On Tuesday, the NASCAR Hall of Fame announced the inductees for next year’s class. Making the cut were Dale Inman, Glen Wood, Cale Yarborough, Richie Evans and Darrell Waltrip.
Though there were a lot of tears surrounding the announcement, all I could feel was indescribable joy at the realization that I wouldn’t have to listen to the sob stories of Darrell Waltrip and why he hasn’t been inducted yet, ever again. Thank you to the voters for sparing us all another year.
Unless you’ve been living under a rock for the last two years you’ve no doubt been witness to the frequent campaigning by the three-time champion. He was visibly devastated by not making last year’s class – he said “my, feelings are hurt” – and many went on to ask why he wasn’t included.
Waltrip is no doubt worthy of the honor of the Hall of Fame – he has three Cup Series championships and is tied with Bobby Allison and Jeff Gordon for the third spot on the all time wins list (though technically Allison has one more win than Gordon and Waltrip). And there is little question about his contributions to the sport since his retirement from driving. Few people are as visible as he is.
Still, I’m a firm believer that there are some things in life you really shouldn’t ask for. Induction into a Hall of Fame – any Hall of Fame – is one of those things. It’s just… tacky.
Isn’t it more genuine to be given an honor or award when you don’t have to ask for it?
Along the way Waltrip had a lot of supporters – many decrying what they perceived as a snub. And to some extent they were probably right – politics played a role in Waltrip not getting inducted last year. But that doesn’t mean last year’s inductees were any less deserving than Waltrip.
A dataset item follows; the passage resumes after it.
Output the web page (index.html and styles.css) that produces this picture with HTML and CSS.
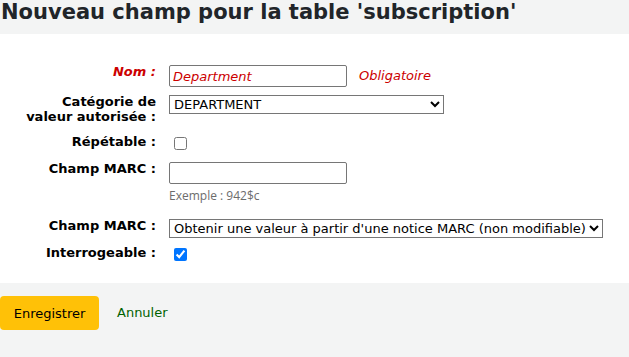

The NASCAR Hall of Fame was not created to glorify one single driver or drivers – it was created to celebrate the sport and those who have made it great. Turning the selection process into an open campaign and the analysis of that process into a blood sport is disrespectful to those who await induction and to those who have already been inducted.
For all those lucky enough and worthy enough to be considered for induction, the time will eventually come.
May all future Hall of Fame inductees heed Burton’s wisdom, and take note of this very long spectacle and not repeat it.